I have two machines I'm testing my code on, one works fine, the other I'm having some problems and I don't know why it is.

I'm using an object (C++) for the networking part of my project. On the server side, I do this: (error checking removed for clarity)

     res = getaddrinfo(NULL, port, &hints, &server)) < 0

     for(p=server; p!=NULL; p=p->ai_next){
             fd = socket(p->ai_family, p->ai_socktype, p->ai_protocol);
             if(fd<0){
                     continue;
                     }

             if(bind(fd, p->ai_addr, p->ai_addrlen)<0){
                     close(fd);
                     continue;
                     }
             break;
             }

This all works. I then make an object with this constructor

net::net(int fd, struct sockaddr *other, socklen_t *other_len){
        int counter;
         this->fd = fd;
         if(other != NULL){
                 this->other.sa_family = other->sa_family;
                 for(counter=0;counter<13;counter++)
                         this->other.sa_data[counter]=other->sa_data[counter];
                 }
         else
                 cerr << "Networking error" << endl;
         this->other_len = *other_len;
         }

 void net::gsend(string s){   
         if(sendto(this->fd, s.c_str(), s.size()+1, 0, &(this->other), this->other_len)<0){
                 cerr << "Error Sending, " << s << endl;
                 cerr << strerror(errno) << endl;
                 }
         return;
         }

  string net::grecv(){
         stringstream ss;
         string s;
         char buf[BUFSIZE];
         buf[BUFSIZE-1] = '\0';

         if(recvfrom(this->fd, buf, BUFSIZE-1, 0, &(this->other), &(this->other_len))<0){
                 cerr << "Error Recieving\n";
                 cerr << strerror(errno) << endl;
                 }

         // convert to c++ string and if there are multiple trailing ';' remove them
         ss << buf;
         s=ss.str();
         while(s.find(";;", s.size()-2) != string::npos)
                 s.erase(s.size()-1,1);
         return s;
         }    

So my problem is, is that on one machine, everything works fine. On another, everything works fine until I call my server's gsend() function. In which I get a "Error: Network Unreachable." I call gercv() first before calling gsend() too. Can anyone help me? I would really appreciate it.

SOLUTION

It turns out that the server didn't like the way I set up the initial sockaddr structure. I was doing this:

     struct addrinfo hints;
     memset(&hints, 0, sizeof(struct addrinfo));
     hints.ai_family = AF_UNSPEC;
     hints.ai_socktype = SOCK_DGRAM;
     hints.ai_flags = AI_PASSIVE;
     hints.ai_protocol = IPPROTO_UDP;

When it should have been like this

     struct addrinfo hints;
     memset(&hints, 0, sizeof(struct addrinfo));
     hints.ai_family = AF_UNSPEC;
     hints.ai_socktype = SOCK_DGRAM;

Can anyone explain this?

A: 

Few things to check 1. Run the server. Use netstat and see the IP and the port that the server is bound to. Is the IP a localhost IP or the 0.0.0.0 IP ? 2. Once you know that the server is listening on the right port and that the address is fine, check if you can telnet to the port. Just try this telnet 3. This will attempt a connection to the port (doesn't matter that it is not a telnet server, you can use this to check connectivity) 4. If telnet is able to connect to the port i.e. no errors, you can then check the client code to see what you are missing. And like Glen mentioned, did you check you are able to make remote connections from the client machine ?

Gangadhar
A: 

It seems that you are picking the interface that your server listens on by selecting the first interface that you can both create a socket for and bind to? This seems a novel way to do it...

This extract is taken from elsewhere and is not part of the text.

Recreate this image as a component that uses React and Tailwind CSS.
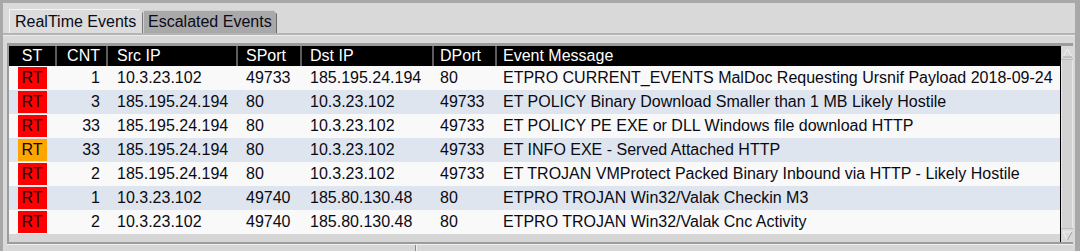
import React from "react";

const rows = [
  ["r", "1", "10.3.23.102", "49733", "185.195.24.194", "80", "ETPRO CURRENT_EVENTS MalDoc Requesting Ursnif Payload 2018-09-24"],
  ["r", "3", "185.195.24.194", "80", "10.3.23.102", "49733", "ET POLICY Binary Download Smaller than 1 MB Likely Hostile"],
  ["r", "33", "185.195.24.194", "80", "10.3.23.102", "49733", "ET POLICY PE EXE or DLL Windows file download HTTP"],
  ["o", "33", "185.195.24.194", "80", "10.3.23.102", "49733", "ET INFO EXE - Served Attached HTTP"],
  ["r", "2", "185.195.24.194", "80", "10.3.23.102", "49733", "ET TROJAN VMProtect Packed Binary Inbound via HTTP - Likely Hostile"],
  ["r", "1", "10.3.23.102", "49740", "185.80.130.48", "80", "ETPRO TROJAN Win32/Valak Checkin M3"],
  ["r", "2", "10.3.23.102", "49740", "185.80.130.48", "80", "ETPRO TROJAN Win32/Valak Cnc Activity"],
];

export default function App() {
  return (
    <div
      className="w-[1080px] h-[251px] overflow-hidden bg-[#a8a8a8] pt-[3px] pl-[3px] pr-[5px] flex flex-col"
      style={{ fontFamily: '"Liberation Sans", Arial, sans-serif' }}
    >
      {/* Tab bar */}
      <div className="h-[30px] bg-[#d9d9d9] flex items-end pl-[6px] shrink-0">
        <div className="w-[134px] h-[24px] bg-[#dcdcdc] border-t border-l border-[#f4f4f4] border-r border-r-[#7a7a7a] flex items-center pl-[5px] text-[16px] text-[#0b0b1a] [clip-path:polygon(0_0,calc(100%-4px)_0,100%_4px,100%_100%,0_100%)]">
          RealTime Events
        </div>
        <div className="w-[134px] h-[23px] bg-[#a9a9a9] border-t border-l border-[#d0d0d0] border-r border-r-[#6a6a6a] flex items-center pl-[4px] text-[16px] text-[#0b0b1a] [clip-path:polygon(0_0,calc(100%-4px)_0,100%_4px,100%_100%,0_100%)]">
          Escalated Events
        </div>
      </div>
      <div className="h-[2px] bg-[#b4b4b4] shrink-0" />
      <div className="h-px bg-[#ececec] shrink-0" />
      {/* Content panel */}
      <div className="flex-1 bg-[#d9d9d9] pl-[4px] pr-[2px] pt-[7px] flex flex-col min-h-0">
        <div className="flex border-t-[3px] border-l-2 border-b-2 border-[#9c9c9c] h-[201px] shrink-0">
          <div className="flex-1 flex flex-col bg-[#d6d6d6] text-[16px]">
            {/* header */}
            <div className="h-[20px] bg-black text-white flex items-center leading-none">
              <div className="w-[46px] text-center">ST</div>
              <div className="w-[51px] h-full border-l-2 border-[#5c5c5c] flex items-center justify-end pr-[6px]">CNT</div>
              <div className="w-[130px] h-full border-l-2 border-[#5c5c5c] flex items-center pl-[9px]">Src IP</div>
              <div className="w-[64px] h-full border-l-2 border-[#5c5c5c] flex items-center pl-[8px]">SPort</div>
              <div className="w-[132px] h-full border-l-2 border-[#5c5c5c] flex items-center pl-[8px]">Dst IP</div>
              <div className="w-[63px] h-full border-l-2 border-[#5c5c5c] flex items-center pl-[6px]">DPort</div>
              <div className="flex-1 h-full border-l-2 border-[#5c5c5c] flex items-center pl-[6px]">Event Message</div>
            </div>
            {rows.map((r, i) => (
              <div
                key={i}
                className={`h-[24px] flex items-center text-[#0a0a14] whitespace-nowrap ${i % 2 === 1 ? "bg-[#dee5ee]" : "bg-[#f9f9f9]"}`}
              >
                <div className="w-[46px] flex justify-center">
                  <div className={`w-[29px] h-[22px] flex items-center justify-center ${r[0] === "o" ? "bg-[#ffa500]" : "bg-[#ff0000]"}`}>
                    RT
                  </div>
                </div>
                <div className="w-[51px] text-right pr-[6px] pl-[2px]">{r[1]}</div>
                <div className="w-[130px] pl-[11px]">{r[2]}</div>
                <div className="w-[64px] pl-[10px]">{r[3]}</div>
                <div className="w-[132px] pl-[10px]">{r[4]}</div>
                <div className="w-[63px] pl-[8px]">{r[5]}</div>
                <div className="flex-1 pl-[8px] overflow-hidden">{r[6]}</div>
              </div>
            ))}
          </div>
          {/* vertical scrollbar */}
          <div className="w-[13px] border-l border-black bg-[#d2d2d2] flex flex-col justify-between">
            <div className="h-[14px] border-b border-[#bcbcbc] bg-[#d9d9d9] flex items-center justify-center">
              <svg width="11" height="10" viewBox="0 0 11 10">
                <path d="M5.5 1 L10 9 L1 9 Z" fill="#d9d9d9" stroke="#f2f2f2" strokeWidth="1" />
                <path d="M10 9 L1 9" stroke="#9a9a9a" strokeWidth="1" />
              </svg>
            </div>
            <div className="flex-1 border-x border-[#e8e8e8]" />
            <div className="h-[14px] border-t border-[#bcbcbc] bg-[#d9d9d9] flex items-center justify-center">
              <svg width="11" height="10" viewBox="0 0 11 10">
                <path d="M1 1 L10 1 L5.5 9 Z" fill="#d9d9d9" stroke="#f2f2f2" strokeWidth="1" />
                <path d="M10 1 L5.5 9" stroke="#9a9a9a" strokeWidth="1" />
              </svg>
            </div>
          </div>
        </div>
        {/* bottom panel */}
        <div className="flex-1 flex bg-[#d6d6d6] border-t border-[#f0f0f0]">
          <div className="w-[409px] border-r border-[#8c8c8c]" />
          <div className="w-px bg-[#f0f0f0]" />
          <div className="flex-1" />
        </div>
      </div>
    </div>
  );
}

Surely, on a machine with multiple NICs you are quite likely to want to bind to one rather than another and you're likely to KNOW which one you want; for example, if we have 2 NICs, one facing the internet and one facing an internal private network you probably know which interface you want to bind to and provide your service on and what your code appears to be doing is just selecting the first that it can both create a socket for and bind to...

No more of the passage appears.